Both Benitez and Mourinho prefer their players "between the lines" rather than standing firm in a 4-4-2 but with the Chelsea midfield trio performing more perfunctory duties last night, as an away team in Europe would, the only member of that vaunted department who attacked at will was Gerrard.

He was the reason for Liverpool's second-half edge, and the source of the pass of the night in the first half when he released Djibril Cissé down the inside-left channel with an instinctive 50-yard ball on the turn.

This was Gerrard's best performance against Chelsea since their interest in him first materialised at Euro 2004. No coincidence. "I thought I did OK against Chelsea last season but I wouldn't say I was at my best in all the games," he said. "Speculation sometimes affected my focus. But that's all gone now. I've put all that behind me and now all I'm thinking about is playing my best football."

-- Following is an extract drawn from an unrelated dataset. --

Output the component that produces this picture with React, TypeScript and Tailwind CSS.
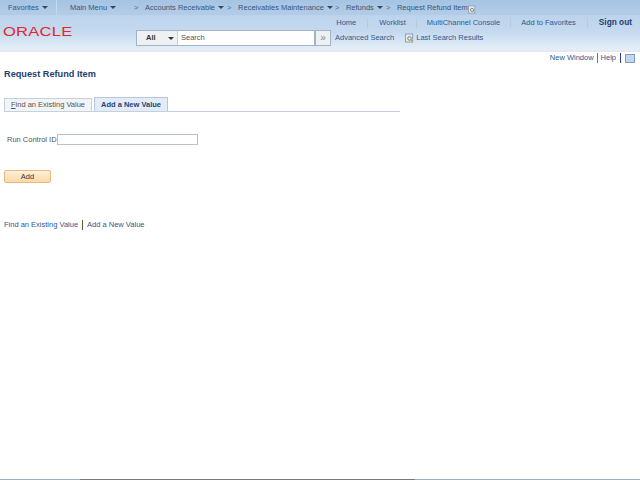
const font = "font-['Liberation_Sans',Arial,sans-serif]"

function Caret() {
  return <span className="ml-[3px] inline-block h-0 w-0 border-x-[3px] border-t-[3px] border-x-transparent border-t-[#33475f]" />
}

function Crumb({ label, className }: { label: string; className: string }) {
  return (
    <div className={`flex items-center ${className}`}>
      <span>{label}</span>
      <Caret />
    </div>
  )
}

function Sep() {
  return <span className="block w-[4px] text-[7.5px] text-[#4f6a8a]">&gt;</span>
}

function Divider() {
  return <span className="block h-[10px] w-px bg-[#b4cbe2]" />
}

function MagnifierDoc({ className }: { className: string }) {
  return (
    <svg className={className} viewBox="0 0 10 10" fill="none">
      <rect x="0.5" y="0.5" width="8" height="9" fill="#dfeaf6" stroke="#7f9fc4" />
      <circle cx="5" cy="5.5" r="2" stroke="#8a7a30" />
      <path d="M6.5 7l2.5 2.5" stroke="#c9a23a" strokeWidth="1.2" />
    </svg>
  )
}

export default function App() {
  return (
    <div className={`relative h-[480px] w-[640px] overflow-hidden bg-white ${font} text-[7.5px] leading-none`}>
      {/* top menu */}
      <div className="flex h-[15px] items-center bg-gradient-to-b from-[#a5c3e3] to-[#b3cde8] text-[#3a5578]">
        <Crumb label="Favorites" className="ml-[8px] w-[48px]" />
        <span className="h-[15px] w-px bg-[#c5d9ee]" />
        <Crumb label="Main Menu" className="ml-[13px] w-[64px]" />
        <Sep />
        <Crumb label="Accounts Receivable" className="ml-[7px]" />
        <span className="ml-[3px]"><Sep /></span>
        <Crumb label="Receivables Maintenance" className="ml-[7px]" />
        <span className="ml-[2px]"><Sep /></span>
        <Crumb label="Refunds" className="ml-[7px]" />
        <span className="ml-[3px]"><Sep /></span>
        <span className="ml-[7px]">Request Refund Item</span>
      </div>

      {/* header */}
      <div className="h-[35px] bg-gradient-to-b from-[#bcd3ec] via-[#c6daef] to-[#e6eff8]">
        <div className="flex h-[15px] items-center justify-end pr-[8px] text-[#2a5a90]">
          <span>Home</span>
          <span className="mx-[11px]"><Divider /></span>
          <span>Worklist</span>
          <span className="mx-[10px]"><Divider /></span>
          <span>MultiChannel Console</span>
          <span className="mx-[10px]"><Divider /></span>
          <span>Add to Favorites</span>
          <span className="mx-[11px]"><Divider /></span>
          <span className="text-[8.3px] font-bold text-[#1c3f6e]">Sign out</span>
        </div>
        <div className="flex h-[20px] items-start">
          <span className="ml-[3px] mt-[-5px] w-[133px] origin-left scale-x-[1.27] text-[13px] tracking-[0.2px] text-[#e3262b]">ORACLE</span>
          <div className="flex h-[16px] w-[179px] items-center border border-[#a4b4c6] bg-white">
            <div className="flex h-full w-[41px] items-center justify-between border-r border-[#c5d0dc] bg-[#edf1f4] pl-[9px] pr-[3px] font-bold text-[#333]">
              <span>All</span>
              <span className="h-0 w-0 border-x-[3px] border-t-[3px] border-x-transparent border-t-[#333]" />
            </div>
            <span className="ml-[3px] text-[#555]">Search</span>
          </div>
          <div className="flex h-[16px] w-[16px] items-center justify-center border border-[#a4b4c6] bg-[#eef1f4] text-[10px] text-[#7d8a99]">»</div>
          <span className="ml-[4px] mt-[4px] text-[#2a5a90]">Advanced Search</span>
          <MagnifierDoc className="ml-[11px] mt-[3px] h-[10px] w-[9px]" />
          <span className="ml-[2px] mt-[4px] text-[#2a5a90]">Last Search Results</span>
        </div>
      </div>
      <div className="h-[2px] bg-[#e4e8ef]" />

      {/* page links */}
      <div className="mt-px flex h-[10px] items-center justify-end pr-[5px] text-[#2a5a90]">
        <span>New Window</span>
        <span className="mx-[3px] h-[10px] w-px bg-[#b5651d]" />
        <span>Help</span>
        <span className="mx-[4px] h-[10px] w-px bg-[#2d3f8f]" />
        <span className="h-[9px] w-[10px] border border-[#7f9fcb] bg-[#c4d6ee]" />
      </div>

      {/* page body */}
      <div className="pl-[4px]">
        <h1 className="mt-[6px] text-[9.2px] font-bold leading-[10px] text-[#1f3f74]">Request Refund Item</h1>

        <div className="mt-[19px] flex h-[14px] w-[396px] items-end gap-[2px] border-b border-[#c3d0de]">
          <div className="flex h-[13px] w-[88px] items-center justify-center border border-b-0 border-[#c3d0de] bg-[#f3f4f5] text-[#555]">
            <span><span className="underline">F</span>ind an Existing Value</span>
          </div>
          <div className="flex h-[14px] w-[74px] items-center justify-center border border-b-0 border-[#b5c8de] bg-[#e3ecf6] font-bold text-[#1f3f74]">
            Add a New Value
          </div>
        </div>

        <div className="mt-[22px] flex items-center pl-[3px]">
          <span className="w-[50px] whitespace-nowrap text-[#555]">Run Control ID</span>
          <div className="h-[11px] w-[141px] border border-[#b9c0c9] bg-white" />
        </div>

        <button className="mt-[25px] block h-[13px] w-[47px] rounded-[2px] border border-[#eeb77c] bg-gradient-to-b from-[#fdf0db] to-[#fbd9a9] text-[7.5px] text-[#333]">
          Add
        </button>

        <div className="mt-[37px] flex items-center text-[#2a5a90]">
          <span>Find an Existing Value</span>
          <span className="mx-[4px] h-[10px] w-px bg-[#5c5c32]" />
          <span>Add a New Value</span>
        </div>
      </div>

      {/* cursor over the menu */}
      <MagnifierDoc className="absolute left-[468px] top-[5px] h-[9px] w-[8px]" />

      {/* window edge */}
      <div className="absolute bottom-0 left-0 flex h-px w-full bg-[#9fb0bf]">
        <div className="ml-[80px] h-px w-[335px] bg-[#747a80]" />
      </div>
    </div>
  )
}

Whether he would have enjoyed his football as much at Chelsea, however, is open to question. Mourinho beckoned Essien to the touchline after half an hour and berated him for straying too far away from his restrictive box on the right.

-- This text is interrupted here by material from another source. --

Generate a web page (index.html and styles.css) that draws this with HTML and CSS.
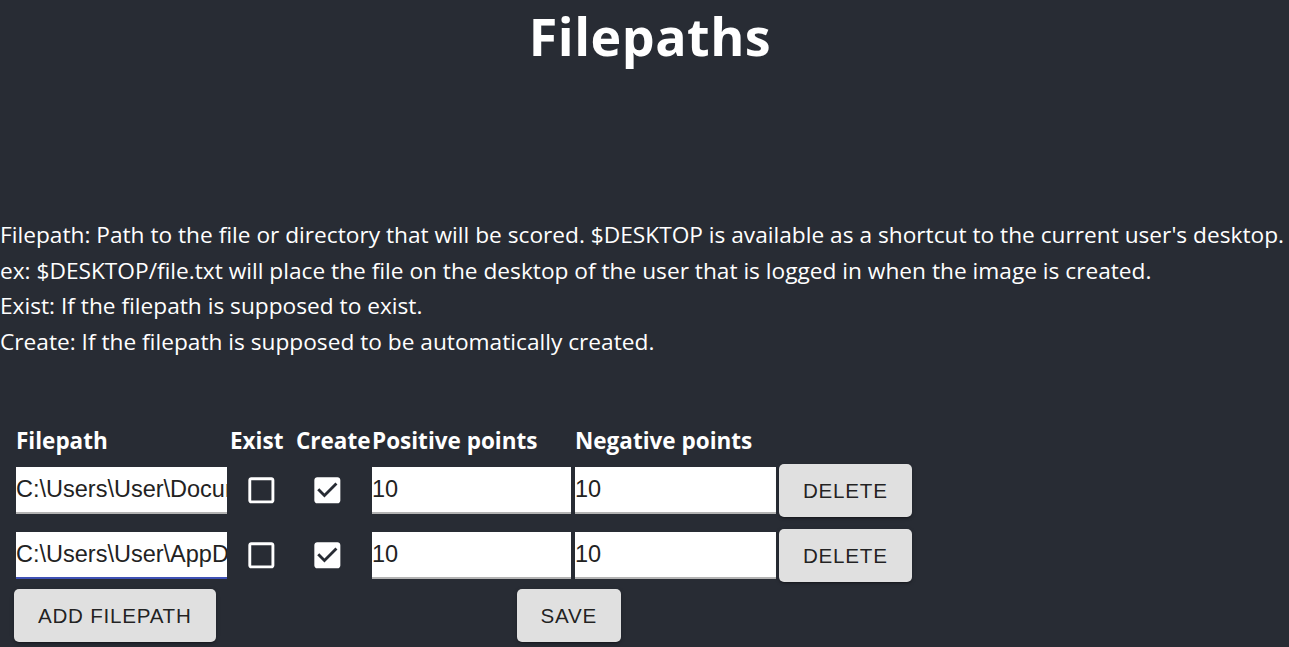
FILE: index.html
```html
<!DOCTYPE html>
<html lang="en">
<head>
<meta charset="utf-8">
<title>Filepaths</title>
<link rel="stylesheet" href="styles.css">
</head>
<body>
<div class="app">
  <h1 class="title">Filepaths</h1>
  <div class="desc">
    <div>Filepath: Path to the file or directory that will be scored. $DESKTOP is available as a shortcut to the current user's desktop.</div>
    <div>ex: $DESKTOP/file.txt will place the file on the desktop of the user that is logged in when the image is created.</div>
    <div>Exist: If the filepath is supposed to exist.</div>
    <div>Create: If the filepath is supposed to be automatically created.</div>
  </div>

  <div class="grid">
    <div class="th">Filepath</div>
    <div class="th">Exist</div>
    <div class="th">Create</div>
    <div class="th">Positive points</div>
    <div class="th">Negative points</div>
    <div class="th"></div>

    <div class="cell"><input class="field w-path" type="text" value="C:\Users\User\Documents\file.txt"></div>
    <div class="cell"><span class="cb"><svg viewBox="0 0 24 24"><path d="M19 5v14H5V5h14m0-2H5c-1.1 0-2 .9-2 2v14c0 1.1.9 2 2 2h14c1.1 0 2-.9 2-2V5c0-1.1-.9-2-2-2z"/></svg></span></div>
    <div class="cell"><span class="cb"><svg viewBox="0 0 24 24"><path d="M19 3H5c-1.11 0-2 .9-2 2v14c0 1.1.89 2 2 2h14c1.11 0 2-.9 2-2V5c0-1.1-.89-2-2-2zm-9 14l-5-5 1.41-1.41L10 14.17l7.59-7.59L19 8l-9 9z"/></svg></span></div>
    <div class="cell"><input class="field w-pos" type="text" value="10"></div>
    <div class="cell"><input class="field w-neg" type="text" value="10"></div>
    <div class="cell"><button class="btn">Delete</button></div>

    <div class="cell"><input class="field w-path focused" type="text" value="C:\Users\User\AppData\file.txt"></div>
    <div class="cell"><span class="cb"><svg viewBox="0 0 24 24"><path d="M19 5v14H5V5h14m0-2H5c-1.1 0-2 .9-2 2v14c0 1.1.9 2 2 2h14c1.1 0 2-.9 2-2V5c0-1.1-.9-2-2-2z"/></svg></span></div>
    <div class="cell"><span class="cb"><svg viewBox="0 0 24 24"><path d="M19 3H5c-1.11 0-2 .9-2 2v14c0 1.1.89 2 2 2h14c1.11 0 2-.9 2-2V5c0-1.1-.89-2-2-2zm-9 14l-5-5 1.41-1.41L10 14.17l7.59-7.59L19 8l-9 9z"/></svg></span></div>
    <div class="cell"><input class="field w-pos" type="text" value="10"></div>
    <div class="cell"><input class="field w-neg" type="text" value="10"></div>
    <div class="cell"><button class="btn">Delete</button></div>
  </div>

  <div class="actions">
    <button class="btn">Add Filepath</button>
    <button class="btn save">Save</button>
  </div>
</div>
</body>
</html>
```
FILE: styles.css
```css
html, body {
  margin: 0;
  padding: 0;
  background: #282c34;
  height: 100%;
  overflow: hidden;
}
.app {
  color: #ffffff;
  font-family: "Open Sans", "Noto Sans", sans-serif;
}
.title {
  margin: 0;
  padding-left: 11px;
  font-size: 52px;
  letter-spacing: 0.5px;
  line-height: 72px;
  font-weight: 700;
  text-align: center;
}
.desc {
  margin-top: 145px;
  font-size: 22.7px;
  line-height: 35.5px;
  white-space: nowrap;
}
.grid {
  margin: 67px 0 0 16px;
  display: grid;
  grid-template-columns: 214px 66px 76px 203px 204px auto;
  grid-template-rows: 30px 61px 65px;
}
.th {
  font-size: 22.5px;
  line-height: 30px;
  font-weight: 700;
  white-space: nowrap;
}
.cell {
  display: flex;
  align-items: center;
  align-self: end;
  height: 53px;
}
.field {
  box-sizing: border-box;
  height: 47px;
  margin: 0;
  padding: 0;
  border: 0;
  border-bottom: 2px solid #b3b3b3;
  background: #ffffff;
  color: #222222;
  font-family: "Liberation Sans", Arial, sans-serif;
  font-size: 23.5px;
  outline: none;
}
.field.focused {
  border-bottom-color: #3f51b5;
}
.w-path { width: 211px; }
.w-pos { width: 199px; }
.w-neg { width: 201px; }
.cb {
  display: inline-flex;
  padding: 0 13.7px;
}
.cb svg {
  width: 34.7px;
  height: 34.7px;
  fill: #ffffff;
  display: block;
}
.btn {
  box-sizing: border-box;
  height: 53px;
  padding: 0 24px;
  border: 0;
  border-radius: 5px;
  background: #e0e0e0;
  color: rgba(0, 0, 0, 0.87);
  font-family: "Liberation Sans", Arial, sans-serif;
  font-size: 20.6px;
  letter-spacing: 0.75px;
  text-transform: uppercase;
  box-shadow: 0 3px 1px -2px rgba(0,0,0,.2), 0 2px 2px 0 rgba(0,0,0,.14), 0 1px 5px 0 rgba(0,0,0,.12);
  cursor: pointer;
}
.actions {
  display: flex;
  margin: 7px 0 0 14px;
}
.save {
  margin-left: 301px;
}
```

Lampard gradually retreated as Liverpool began to improve and struggled to respond, finally receiving a yellow card for a challenge on Cissé and fortunate not to escape further punishment when he lost Florent Sinama-Pongolle on the touchline in the 83rd minute.

The striker's cross was hacked clear, another symbol of a game rich on promise but low on incident and one that, thanks to Gerrard, indicated the gulf between these teams is not as great as the League table suggests.